When is the best time to be immunised?

It is possible to come in contact with influenza viruses all year round. However, the likelihood of influenza viruses circulating in the community significantly increases during winter. Influenza immunisation can be given at any time during pregnancy. It is preferable to be immunised as soon as the vaccine is available from 1 April, well before the start of winter.  

It is recommended that women who become pregnant after winter and have not received the current influenza vaccination are offered influenza vaccination up to and including 31 December.

Why is an influenza vaccination recommended every year?

Yearly immunisation is recommended for two reasons: first, because protection from the previous immunisation lessens over time; and second, because the circulating influenza viruses can change and the strains in the vaccine usually change each year in response to the changing virus pattern.

Women who are pregnant across two influenza seasons are recommended to have an influenza immunisation in both of the seasons. In addition to the reasons explained above, a pregnant woman’s risk from influenza also increases as pregnancy progresses.

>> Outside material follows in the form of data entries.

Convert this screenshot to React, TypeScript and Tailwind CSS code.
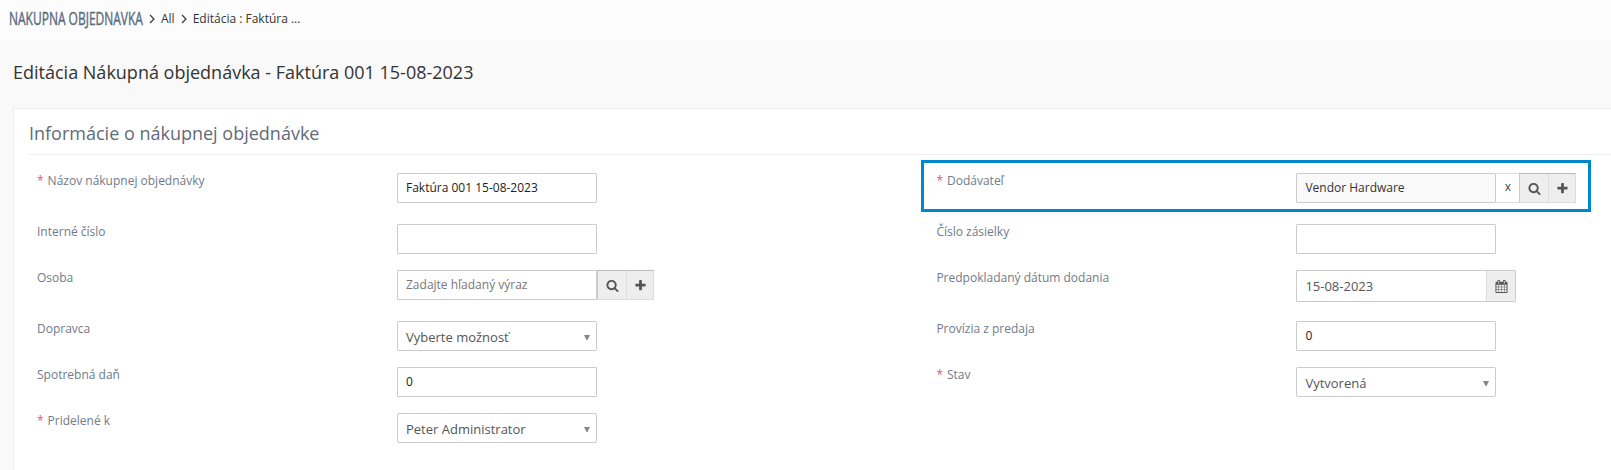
import React from 'react';

const SEARCH = "M1216 832q0-185-131.5-316.5t-316.5-131.5-316.5 131.5-131.5 316.5 131.5 316.5 316.5 131.5 316.5-131.5 131.5-316.5zm512 832q0 52-38 90t-90 38q-54 0-90-38l-343-342q-179 124-399 124-143 0-273.5-55.5t-225-150-150-225-55.5-273.5 55.5-273.5 150-225 225-150 273.5-55.5 273.5 55.5 225 150 150 225 55.5 273.5q0 220-124 399l343 343q37 37 37 90z";
const PLUS = "M1600 736v192q0 40-28 68t-68 28h-416v416q0 40-28 68t-68 28h-192q-40 0-68-28t-28-68v-416h-416q-40 0-68-28t-28-68v-192q0-40 28-68t68-28h416v-416q0-40 28-68t68-28h192q40 0 68 28t28 68v416h416q40 0 68 28t28 68z";
const CALENDAR = "M192 1664h288v-288h-288v288zm352 0h320v-288h-320v288zm-352-352h288v-320h-288v320zm352 0h320v-320h-320v320zm-352-384h288v-288h-288v288zm736 736h320v-288h-320v288zm-384-736h320v-288h-320v288zm768 736h288v-288h-288v288zm-384-352h320v-320h-320v320zm-352-864v-288q0-13-9.500-22.500t-22.500-9.500h-64q-13 0-22.500 9.500t-9.500 22.500v288q0 13 9.500 22.500t22.500 9.500h64q13 0 22.500-9.500t9.500-22.500zm736 864h288v-320h-288v320zm-384-384h320v-288h-320v288zm384 0h288v-288h-288v288zm32-480v-288q0-13-9.500-22.500t-22.500-9.500h-64q-13 0-22.500 9.500t-9.500 22.500v288q0 13 9.500 22.500t22.500 9.500h64q13 0 22.500-9.500t9.500-22.500zm384-64v1280q0 52-38 90t-90 38h-1408q-52 0-90-38t-38-90v-1280q0-52 38-90t90-38h128v-96q0-66 47-113t113-47h64q66 0 113 47t47 113v96h384v-96q0-66 47-113t113-47h64q66 0 113 47t47 113v96h128q52 0 90 38t38 90z";

const Icon = ({ d, className }: { d: string; className: string }) => (
  <svg viewBox="0 0 1792 1792" fill="currentColor" className={className}>
    <path d={d} />
  </svg>
);

const Chevron = () => (
  <svg viewBox="0 0 6 10" className="w-1.5 h-2.5 text-[#333]" fill="none" stroke="currentColor" strokeWidth="1.2">
    <path d="M1 1l4 4-4 4" />
  </svg>
);

const Row = ({ label, required, className, children }: {
  label: string;
  required?: boolean;
  className: string;
  children: React.ReactNode;
}) => (
  <div className={`flex items-start ${className}`}>
    <label className="w-[360px] shrink-0 text-[12px] leading-4 text-[#6f7b8a]">
      {required && <span className="text-[#ff4d5a] mr-1">*</span>}
      {label}
    </label>
    {children}
  </div>
);

const TextInput = ({ value = '', className = 'text-[#222]' }: { value?: string; className?: string }) => (
  <div className={`w-[200px] h-[30px] border border-[#ccc] rounded-[1px] pl-2 text-[12px] leading-[27px] ${className}`}>
    {value}
  </div>
);

const Select = ({ value }: { value: string }) => (
  <div className="w-[200px] h-[30px] border border-[#ccc] rounded-[2px] pl-2 pr-1.5 flex items-center justify-between text-[13px] text-[#555]">
    <span className="leading-[18px] pt-px">{value}</span>
    <svg viewBox="0 0 6 5" className="w-1.5 h-[5px] mt-0.5 text-[#888]" fill="currentColor">
      <path d="M0 0h6L3.500 5h-1z" />
    </svg>
  </div>
);

const LookupButtons = () => (
  <div className="flex h-[30px] border border-[#ddd] border-t-[#bbb] border-l-[#ccc] bg-[#eee] text-[#555]">
    <button className="w-[29px] flex items-center justify-center border-r border-[#ddd]">
      <Icon d={SEARCH} className="w-[13px] h-[13px]" />
    </button>
    <button className="w-[26px] flex items-center justify-center">
      <Icon d={PLUS} className="w-[13px] h-[13px]" />
    </button>
  </div>
);

const App = () => {
  return (
    <div className="w-[1611px] h-[470px] overflow-hidden bg-[#f9f9f9] font-['Open_Sans',sans-serif] flex flex-col">
      <header className="h-10 shrink-0 bg-[#fcfcfc] flex items-center text-[12px] text-[#333] pl-[9px] pb-[3px]">
        <div className="w-[134px] pb-px">
          <span className="inline-block origin-left scale-x-[0.666] whitespace-nowrap text-[18px] leading-6 text-[#596b80] [-webkit-text-stroke:0.4px_#596b80]">NAKUPNA OBJEDNAVKA</span>
        </div>
        <div className="flex items-center pl-1.5">
          <Chevron />
          <span className="ml-1.5 mr-1.5">All</span>
          <Chevron />
          <span className="ml-1.5">Editácia : Faktúra ...</span>
        </div>
      </header>

      <h1 className="h-[68px] shrink-0 pl-[13px] pt-5 text-[18px] leading-6 text-[#333]">
        Editácia Nákupná objednávka - Faktúra 001 15-08-2023
      </h1>

      <section className="ml-[13px] w-[1610px] flex-1 bg-white border border-b-0 border-[#eee]">
        <h2 className="ml-[15px] h-[46px] pt-3 text-[18px] leading-6 text-[#5f6b7a] border-b border-[#eee]">
          Informácie o nákupnej objednávke
        </h2>
        <div className="flex pl-[23px]">
          <div className="w-[884px] shrink-0 pt-[18px]">
            <Row label="Názov nákupnej objednávky" required className="h-[51px]">
              <TextInput value="Faktúra 001 15-08-2023" />
            </Row>
            <Row label="Interné číslo" className="h-[46px]">
              <TextInput />
            </Row>
            <Row label="Osoba" className="h-[51px]">
              <TextInput value="Zadajte hľadaný výraz" className="text-[#777]" />
              <LookupButtons />
            </Row>
            <Row label="Dopravca" className="h-[46px]">
              <Select value="Vyberte možnosť" />
            </Row>
            <Row label="Spotrebná daň" className="h-[46px]">
              <TextInput value="0" />
            </Row>
            <Row label="Pridelené k" required className="h-[46px]">
              <Select value="Peter Administrator" />
            </Row>
          </div>

          <div className="pt-[5px]">
            <div className="w-[670px] h-[52px] border-3 border-[#0088cc] pl-[12.4px] pt-2.5 mb-3">
              <Row label="Dodávateľ" required className="h-[30px]">
                <TextInput value="Vendor Hardware" className="bg-[#f9f9f9] text-[#333]" />
                <div className="w-[23px] h-[30px] border-y border-[#ddd] text-center text-[12px] leading-[26px] text-[#444]">x</div>
                <LookupButtons />
              </Row>
            </div>
            <div className="pl-[15.4px]">
              <Row label="Číslo zásielky" className="h-[46px]">
                <TextInput />
              </Row>
              <Row label="Predpokladaný dátum dodania" className="h-[51px]">
                <div className="w-[220px] h-8 flex border border-[#ccc] rounded-[1px]">
                  <span className="flex-1 pl-2 text-[13px] leading-[30px] text-[#555]">15-08-2023</span>
                  <span className="w-[29px] flex items-center justify-center bg-[#eee] border-l border-[#ddd] text-[#555]">
                    <Icon d={CALENDAR} className="w-[13px] h-[13px]" />
                  </span>
                </div>
              </Row>
              <Row label="Provízia z predaja" className="h-[46px]">
                <TextInput value="0" />
              </Row>
              <Row label="Stav" required className="h-[46px]">
                <Select value="Vytvorená" />
              </Row>
            </div>
          </div>
        </div>
      </section>
    </div>
  );
};

export default App;
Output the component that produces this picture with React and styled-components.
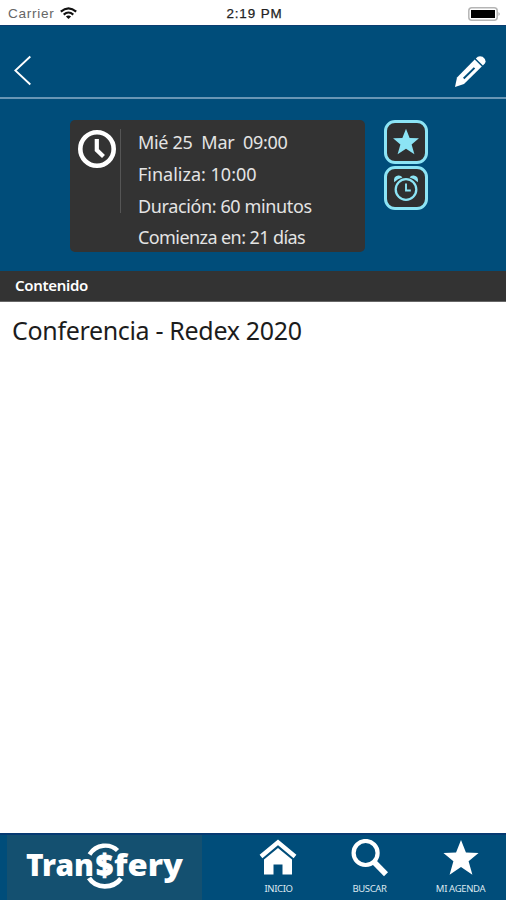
import React from "react";
import styled, { createGlobalStyle } from "styled-components";

const GlobalStyle = createGlobalStyle`
  body {
    margin: 0;
    background: #fff;
    font-family: "Noto Sans", "Open Sans", sans-serif;
  }
  svg {
    display: block;
  }
`;

const Screen = styled.div`
  display: flex;
  flex-direction: column;
  width: 506px;
  height: 900px;
  overflow: hidden;
  background: #fff;
`;

const StatusBar = styled.div`
  display: grid;
  grid-template-columns: 1fr auto 1fr;
  align-items: center;
  box-sizing: border-box;
  height: 25px;
  padding: 2px 5px 0 8px;
  font-family: "Liberation Sans", sans-serif;
  color: #222;
`;

const Carrier = styled.div`
  display: flex;
  align-items: center;
  gap: 6px;
  font-size: 13.6px;
  letter-spacing: 0.7px;
  color: #666;
`;

const Clock = styled.div`
  font-size: 13.4px;
  letter-spacing: 0.9px;
  -webkit-text-stroke: 0.25px #222;
`;

const Battery = styled.div`
  justify-self: end;
`;

const Header = styled.div`
  display: flex;
  justify-content: space-between;
  box-sizing: border-box;
  height: 74px;
  padding: 29px 20px 0 14px;
  background: #004d7a;
  border-top: 1px solid #0c3d70;
  border-bottom: 2px solid #6896b5;
`;

const Info = styled.div`
  display: flex;
  align-items: flex-start;
  box-sizing: border-box;
  height: 172px;
  padding: 21px 0 0 70px;
  background: #004d7a;
`;

const Card = styled.div`
  display: flex;
  box-sizing: border-box;
  width: 295px;
  height: 132px;
  padding: 9px 0 0 8px;
  border-radius: 5px;
  background: #333;
`;

const Divider = styled.div`
  width: 1px;
  height: 84px;
  margin: 0 17px 0 4px;
  background: #555;
`;

const Line = styled.div`
  height: 31.8px;
  line-height: 27px;
  font-size: 18px;
  letter-spacing: ${props => props.$spacing || "0"};
  white-space: pre;
  color: #e4e4e4;
`;

const Actions = styled.div`
  display: grid;
  gap: 2px;
  margin-left: 19px;
`;

const ActionButton = styled.div`
  display: flex;
  align-items: center;
  justify-content: center;
  box-sizing: border-box;
  width: 44px;
  height: 44px;
  border: 3px solid #8ce4f5;
  border-radius: 11px;
  background: #2f2f30;
`;

const SectionBar = styled.div`
  box-sizing: border-box;
  height: 31px;
  padding-left: 15px;
  line-height: 29px;
  font-size: 15px;
  font-weight: 600;
  letter-spacing: -0.3px;
  color: #fff;
  background: #333;
  border-bottom: 1px solid #666;
`;

const Content = styled.div`
  flex: 1;
  padding: 11px 0 0 12px;
  line-height: 35px;
  font-size: 25px;
  letter-spacing: -0.33px;
  color: #1c1c1c;
`;

const Footer = styled.div`
  display: flex;
  box-sizing: border-box;
  height: 67px;
  padding-left: 7px;
  background: #004d7a;
  border-top: 2px solid #063a72;
`;

const Logo = styled.div`
  width: 195px;
  margin-right: 31px;
  background: #145070;
`;

const Tab = styled.div`
  display: flex;
  flex-direction: column;
  align-items: center;
  width: 91px;
  padding-top: 4px;
  font-size: 9.5px;
  line-height: 12px;
  letter-spacing: -0.35px;
  color: #dce8f0;
`;

const TabIcon = styled.div`
  height: 44px;
`;

const starPoints =
  "20,1 25.2,14.2 38.5,14.7 28,23.4 32,37.5 20,29.6 8,37.5 12,23.4 1.5,14.7 14.8,14.2";

function Star(props) {
  return (
    <svg width={props.size} height={props.size} viewBox="0 0 40 40">
      <polygon points={starPoints} fill={props.color} />
    </svg>
  );
}

function WifiIcon() {
  return (
    <svg width="17" height="13" viewBox="0 0 17 13" fill="none" stroke="#111" strokeWidth="2.1">
      <path d="M0.8 4.6Q8.5 -2 16.2 4.6" />
      <path d="M3.7 7.6Q8.5 3.4 13.3 7.6" />
      <path d="M8.5 12L5.9 9.6Q8.5 7.6 11.1 9.6Z" fill="#111" stroke="none" />
    </svg>
  );
}

function BatteryIcon() {
  return (
    <svg width="33" height="14" viewBox="0 0 33 14">
      <rect x="0.8" y="0.8" width="28.4" height="12.4" rx="3" fill="#fff" stroke="#b5b5b5" strokeWidth="1.5" />
      <rect x="3" y="3" width="24" height="8" fill="#000" />
      <path d="M30.5 5Q33 7 30.5 9Z" fill="#aaa" />
    </svg>
  );
}

function BackIcon() {
  return (
    <svg width="18" height="31" viewBox="0 0 18 31">
      <path d="M16.3 1.5L1.3 15.5L16.3 29.5" fill="none" stroke="#fff" strokeWidth="1.9" />
    </svg>
  );
}

function PencilIcon() {
  return (
    <svg width="32" height="32" viewBox="0 0 32 32">
      <path d="M1 32L3 22.5L20.7 4.5L27.8 11.5L10 29Z" fill="#fff" />
      <path d="M21.8 3.4Q24.5 .2 28.6 1.8Q33 5 30.8 8.5L28.9 10.4Z" fill="#fff" />
      <path d="M9 22.8L19.8 12.2L21.2 13.6L10.4 24.2Z" fill="#004d7a" />
    </svg>
  );
}

function ClockIcon() {
  return (
    <svg width="38" height="40" viewBox="0 0 38 40" fill="none" stroke="#fff">
      <circle cx="19" cy="20" r="16.7" strokeWidth="4.6" />
      <path d="M18.8 10V21L25.5 27.5" strokeWidth="4.2" />
    </svg>
  );
}

function AlarmIcon() {
  return (
    <svg width="26" height="28" viewBox="0 0 26 28" fill="none" stroke="#8ce4f5">
      <circle cx="13" cy="15.5" r="10.3" strokeWidth="2.3" />
      <path d="M13 9.5V16.5H17.8" strokeWidth="1.9" />
      <path d="M1.2 8.3Q0 2.4 5.2 1.6Q8.2 1.3 9.4 3.4Q4.7 4.5 1.2 8.3Z" fill="#8ce4f5" stroke="none" />
      <path d="M24.8 8.3Q26 2.4 20.8 1.6Q17.8 1.3 16.6 3.4Q21.3 4.5 24.8 8.3Z" fill="#8ce4f5" stroke="none" />
    </svg>
  );
}

function HomeIcon() {
  return (
    <svg width="40" height="36" viewBox="0 0 40 36">
      <path d="M2 17.5L19 3.4L36 17.5" fill="none" stroke="#fff" strokeWidth="4.4" />
      <path d="M5 20.5L19 9L33 20.5V35.5H23.5V25.5H14.5V35.5H5Z" fill="#fff" />
    </svg>
  );
}

function SearchIcon() {
  return (
    <svg width="38" height="38" viewBox="0 0 38 38" fill="none" stroke="#fff">
      <circle cx="14.6" cy="14" r="12" strokeWidth="4.2" />
      <path d="M23 23L35 35.3" strokeWidth="5.6" />
    </svg>
  );
}

function TransferyLogo() {
  return (
    <svg
      width="195"
      height="65"
      viewBox="0 0 195 65"
      fill="#fff"
      fontFamily="Noto Sans, sans-serif"
      fontWeight="900"
    >
      <text x="19" y="40.5" fontSize="30" textLength="68" lengthAdjust="spacingAndGlyphs">Tran</text>
      <text x="89" y="41" fontSize="30" textLength="17" lengthAdjust="spacingAndGlyphs" stroke="#fff" strokeWidth="0.9">$</text>
      <text x="107" y="40.5" fontSize="30" textLength="69" lengthAdjust="spacingAndGlyphs">fery</text>
      <path d="M82.5 19.5C89 9 103 8 110.5 15.5" fill="none" stroke="#fff" strokeWidth="4.4" />
      <path d="M82 43C89 54 106 54 114 43.5" fill="none" stroke="#fff" strokeWidth="4.8" />
    </svg>
  );
}

function App() {
  return (
    <Screen>
      <GlobalStyle />
      <StatusBar>
        <Carrier>
          Carrier
          <WifiIcon />
        </Carrier>
        <Clock>2:19 PM</Clock>
        <Battery>
          <BatteryIcon />
        </Battery>
      </StatusBar>
      <Header>
        <BackIcon />
        <PencilIcon />
      </Header>
      <Info>
        <Card>
          <ClockIcon />
          <Divider />
          <div>
            <Line $spacing="-0.3px">{"Mié 25  Mar  09:00"}</Line>
            <Line>Finaliza: 10:00</Line>
            <Line $spacing="-0.38px">Duración: 60 minutos</Line>
            <Line $spacing="-0.58px">Comienza en: 21 días</Line>
          </div>
        </Card>
        <Actions>
          <ActionButton>
            <Star size={28} color="#8ce4f5" />
          </ActionButton>
          <ActionButton>
            <AlarmIcon />
          </ActionButton>
        </Actions>
      </Info>
      <SectionBar>Contenido</SectionBar>
      <Content>Conferencia - Redex 2020</Content>
      <Footer>
        <Logo>
          <TransferyLogo />
        </Logo>
        <Tab>
          <TabIcon>
            <HomeIcon />
          </TabIcon>
          INICIO
        </Tab>
        <Tab>
          <TabIcon>
            <SearchIcon />
          </TabIcon>
          BUSCAR
        </Tab>
        <Tab>
          <TabIcon>
            <Star size={38} color="#fff" />
          </TabIcon>
          MI AGENDA
        </Tab>
      </Footer>
    </Screen>
  );
}

export default App;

I am pregnant and want an influenza immunisation but I have a cold. Should I still have it?

If you don’t have a high fever and are only experiencing a cold, runny nose or sniffles, it’s okay to receive the immunisation. However, if you are very unwell, wait until you are better. If in doubt, check with your Lead Maternity Carer, doctor, nurse or pharmacist.

I have a history of miscarriage. Is it OK to have an influenza immunisation?

Yes. Influenza immunisation does not increase the risk of miscarriage. However, catching influenza can increase the risk.

Is the influenza vaccine a live vaccine?

No. The influenza vaccine used in New Zealand does not contain any live viruses. The influenza viruses are completely inactivated and cannot cause influenza.

Are there any preservatives in the influenza vaccine (eg, thiomersal)?

No. The vaccine used in New Zealand is preservative free.

I am pregnant and work with children. Should I have an influenza immunisation?

Yes. Influenza infection rates are generally highest in children, and they are a major source of the spread of influenza. The influenza virus may be found in respiratory secretions (breathing, coughing and sneezing) for 2 weeks or longer in children. Your risk of exposure to the influenza virus is higher and, as you are pregnant, so is your risk of influenza disease and serious complications.

It is also important for all people working with children, and especially young babies, to be immunised against influenza to reduce the risk of passing influenza onto them. 

I have just had my baby. Can I have an influenza immunisation? Will it protect my baby if I am breastfeeding?

It is safe for a breastfeeding woman to have the influenza immunisation. Breastfeeding may offer some initial protection to your baby. However, babies will have more protection if their mother is immunised during pregnancy.

Can I have my free influenza and whooping cough booster immunisation at the same visit?

If you are in your second or third trimester (when the whooping cough vaccine [Tdap] is recommended and free), this can be given with the flu vaccine at the same visit. Both immunisations are free for pregnant women.